Generalized Upserts
Something that I know @frankmcsherry has also been thinking about.
I consider this issue a sketchpad of potential directions upserts can take:
- The option to convert any input into upsert as long as the key columns are specified.
- The option to ignore row deletions and only pay attention to insert/update records. An example motivation for this is that in the MBTA demo, predictions get updated until the predicted event actually occurs, at which point the predicted event gets deleted. For the sake of being able to do historical analysis, it would be nice to just keep the last update for each event without having to create a different kafka source.
- Frank mentioned the case of instead of determining which update came first by a datetime column instead of by offset.

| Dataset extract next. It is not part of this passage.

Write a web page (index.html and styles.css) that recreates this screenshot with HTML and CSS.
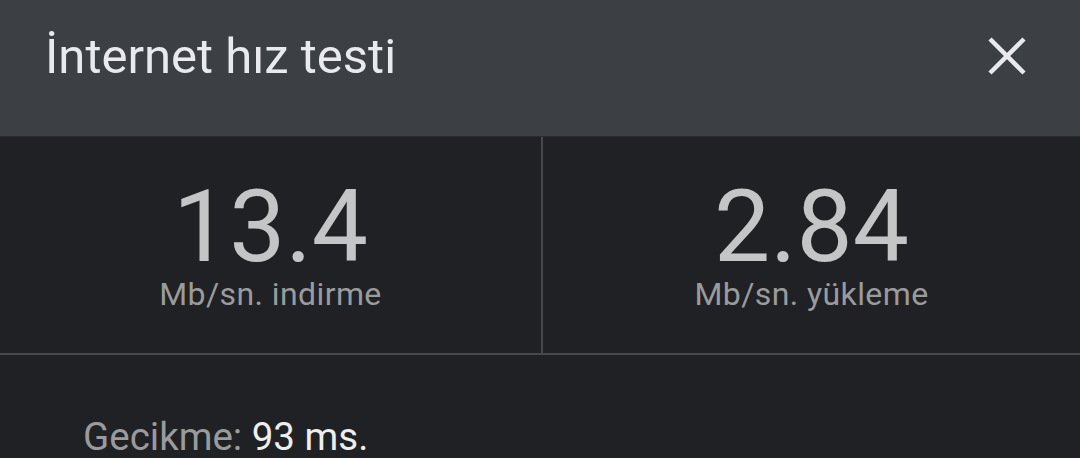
FILE: index.html
```html
<!DOCTYPE html>
<html lang="tr">
<head>
  <meta charset="UTF-8">
  <meta name="viewport" content="width=device-width, initial-scale=1.0">
  <title>İnternet hız testi</title>
  <link rel="stylesheet" href="styles.css">
</head>
<body>
  <div class="header">
    <h1 class="title">İnternet hız testi</h1>
    <button class="close" aria-label="Kapat">
      <svg width="38" height="38" viewBox="0 0 38 38">
        <path d="M2 2 L36 36 M36 2 L2 36" stroke="#e8eaed" stroke-width="4.5" fill="none"/>
      </svg>
    </button>
  </div>

  <!-- Speed results -->
  <div class="stats">
    <div class="stat">
      <div class="value">13.4</div>
      <div class="unit">Mb/sn. indirme</div>
    </div>
    <div class="stat">
      <div class="value">2.84</div>
      <div class="unit">Mb/sn. yükleme</div>
    </div>
  </div>

  <div class="latency">
    <span class="latency-label">Gecikme:</span> <span class="latency-value">93 ms.</span>
  </div>
</body>
</html>
```

FILE: styles.css
```css
body {
  margin: 0;
  background-color: #202124;
  font-family: Roboto, "Noto Sans", sans-serif;
  overflow: hidden;
}

.header {
  display: flex;
  align-items: center;
  justify-content: space-between;
  height: 137px;
  padding: 0 54px 0 45px;
  background-color: #3c3f43;
  border-bottom: 1px solid #2a2b2e;
  box-sizing: border-box;
}

.title {
  margin: 0;
  font-size: 49px;
  font-weight: 400;
  color: #e8eaed;
  padding-bottom: 24px;
}

.close {
  background: none;
  border: none;
  padding: 0;
  margin-bottom: 24px;
  display: flex;
  cursor: pointer;
}

.stats {
  display: grid;
  grid-template-columns: 541px 1fr;
  height: 216px;
  border-bottom: 2px solid #48494c;
}

.stat {
  display: flex;
  flex-direction: column;
  align-items: center;
  padding-top: 40px;
}

.stat + .stat {
  border-left: 2px solid #48494c;
}

.value {
  font-size: 100px;
  font-weight: 400;
  line-height: 100px;
  color: #c4c5c6;
}

.unit {
  font-size: 32px;
  letter-spacing: 0.4px;
  line-height: 32px;
  color: #9a9b9d;
  margin-top: 1px;
}

.latency {
  padding: 63px 0 0 83px;
  font-size: 38.5px;
  line-height: 1;
}

.latency-label {
  color: #9a9b9d;
}

.latency-value {
  color: #eeeeee;
}
```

Also, see comment here, where I propose the option to create an upsert view on top of a non-upsert source (or view): https://github.com/MaterializeInc/materialize/issues/1576#issuecomment-621961931
I wonder if we can/should revisit this as SQL that one could write, rather than a specialized envelope. For example, it seems very close to a TopK followed by a filter on null values, where the TopK is for groups by key and the order is by offset. We already have an append-only implementation of TopK (I believe all reasonably optimized "upsert" sources derive from append-only raw data) and if we made it a bit more opinionated about how it maintained state for LIMIT 1 followed by a filter, it could be that we could replace the specialized envelope with SQL, and open up that implementation for other append-only sources beyond "just Kafka".
Closing as, as far as I can tell, there isn't a specific proposal here!